Task prompt:
List each line holding the string "this".

Source data start

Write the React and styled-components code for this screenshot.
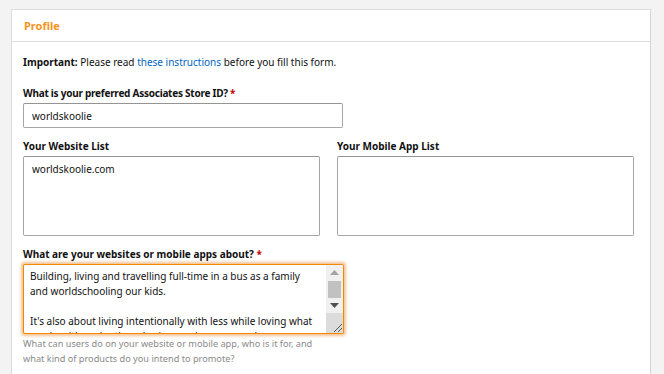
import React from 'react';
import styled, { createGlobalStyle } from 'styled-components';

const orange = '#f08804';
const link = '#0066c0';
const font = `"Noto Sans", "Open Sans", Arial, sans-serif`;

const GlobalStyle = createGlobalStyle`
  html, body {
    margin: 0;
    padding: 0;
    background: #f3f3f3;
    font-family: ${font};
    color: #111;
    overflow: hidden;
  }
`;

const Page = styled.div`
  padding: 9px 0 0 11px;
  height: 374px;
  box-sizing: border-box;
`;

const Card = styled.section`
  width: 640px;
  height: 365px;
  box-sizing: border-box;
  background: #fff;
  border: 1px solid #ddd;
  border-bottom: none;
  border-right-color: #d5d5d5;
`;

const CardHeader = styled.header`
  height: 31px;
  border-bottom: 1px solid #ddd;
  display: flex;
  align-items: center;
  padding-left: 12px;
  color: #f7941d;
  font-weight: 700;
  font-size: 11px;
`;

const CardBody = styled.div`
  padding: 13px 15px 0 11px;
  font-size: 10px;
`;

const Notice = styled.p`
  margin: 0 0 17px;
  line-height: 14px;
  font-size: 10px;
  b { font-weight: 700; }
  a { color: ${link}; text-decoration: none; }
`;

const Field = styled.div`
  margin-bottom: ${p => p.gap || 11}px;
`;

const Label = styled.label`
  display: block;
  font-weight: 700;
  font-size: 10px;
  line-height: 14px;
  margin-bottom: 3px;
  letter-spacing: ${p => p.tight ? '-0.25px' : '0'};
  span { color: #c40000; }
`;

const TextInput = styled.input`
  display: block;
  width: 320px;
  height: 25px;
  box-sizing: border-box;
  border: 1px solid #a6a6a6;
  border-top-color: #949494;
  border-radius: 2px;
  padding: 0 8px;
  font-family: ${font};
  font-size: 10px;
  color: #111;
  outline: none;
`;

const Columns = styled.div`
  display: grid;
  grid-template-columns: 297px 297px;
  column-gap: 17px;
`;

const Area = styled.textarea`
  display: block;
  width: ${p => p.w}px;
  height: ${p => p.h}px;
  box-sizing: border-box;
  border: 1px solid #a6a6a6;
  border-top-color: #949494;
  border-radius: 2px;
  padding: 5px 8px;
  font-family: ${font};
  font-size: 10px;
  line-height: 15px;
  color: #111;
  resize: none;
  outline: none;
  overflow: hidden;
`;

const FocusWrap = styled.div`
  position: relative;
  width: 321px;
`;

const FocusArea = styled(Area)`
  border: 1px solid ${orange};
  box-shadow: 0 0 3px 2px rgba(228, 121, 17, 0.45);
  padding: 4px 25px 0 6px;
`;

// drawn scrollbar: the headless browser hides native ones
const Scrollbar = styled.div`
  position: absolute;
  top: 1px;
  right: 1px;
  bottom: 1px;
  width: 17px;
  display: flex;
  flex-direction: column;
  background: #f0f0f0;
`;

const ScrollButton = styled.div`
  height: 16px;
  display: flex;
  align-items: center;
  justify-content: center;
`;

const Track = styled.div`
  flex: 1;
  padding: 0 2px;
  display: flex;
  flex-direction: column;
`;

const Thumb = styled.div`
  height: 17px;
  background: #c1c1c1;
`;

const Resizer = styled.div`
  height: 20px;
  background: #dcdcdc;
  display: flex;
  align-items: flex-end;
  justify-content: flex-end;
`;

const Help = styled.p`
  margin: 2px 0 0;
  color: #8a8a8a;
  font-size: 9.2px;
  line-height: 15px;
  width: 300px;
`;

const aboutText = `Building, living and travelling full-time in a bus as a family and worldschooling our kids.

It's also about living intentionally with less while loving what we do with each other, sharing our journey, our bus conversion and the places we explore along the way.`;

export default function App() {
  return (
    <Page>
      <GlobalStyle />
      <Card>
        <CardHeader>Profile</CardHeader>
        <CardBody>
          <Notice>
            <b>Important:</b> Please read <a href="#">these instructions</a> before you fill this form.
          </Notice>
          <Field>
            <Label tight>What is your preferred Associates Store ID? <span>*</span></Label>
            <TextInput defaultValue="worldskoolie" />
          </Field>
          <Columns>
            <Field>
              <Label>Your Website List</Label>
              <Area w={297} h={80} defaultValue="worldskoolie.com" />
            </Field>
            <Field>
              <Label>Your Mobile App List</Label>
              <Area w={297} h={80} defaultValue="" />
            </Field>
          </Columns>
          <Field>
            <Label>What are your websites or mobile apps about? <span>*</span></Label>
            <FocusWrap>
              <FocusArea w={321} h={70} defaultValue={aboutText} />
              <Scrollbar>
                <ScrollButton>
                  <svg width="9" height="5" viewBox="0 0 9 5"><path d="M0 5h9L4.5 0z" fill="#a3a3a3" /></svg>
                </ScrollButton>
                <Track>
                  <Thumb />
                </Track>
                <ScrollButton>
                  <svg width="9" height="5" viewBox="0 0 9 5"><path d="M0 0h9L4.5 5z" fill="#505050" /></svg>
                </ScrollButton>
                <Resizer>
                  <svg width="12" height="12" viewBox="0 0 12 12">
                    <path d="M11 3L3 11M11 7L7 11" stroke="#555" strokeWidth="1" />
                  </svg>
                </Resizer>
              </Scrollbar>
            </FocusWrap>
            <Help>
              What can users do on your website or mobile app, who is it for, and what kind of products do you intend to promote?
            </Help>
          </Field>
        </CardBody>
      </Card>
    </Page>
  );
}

Source data end

Written response:
Write the React and styled-components code for this screenshot.
            <b>Important:</b> Please read <a href="#">these instructions</a> before you fill this form.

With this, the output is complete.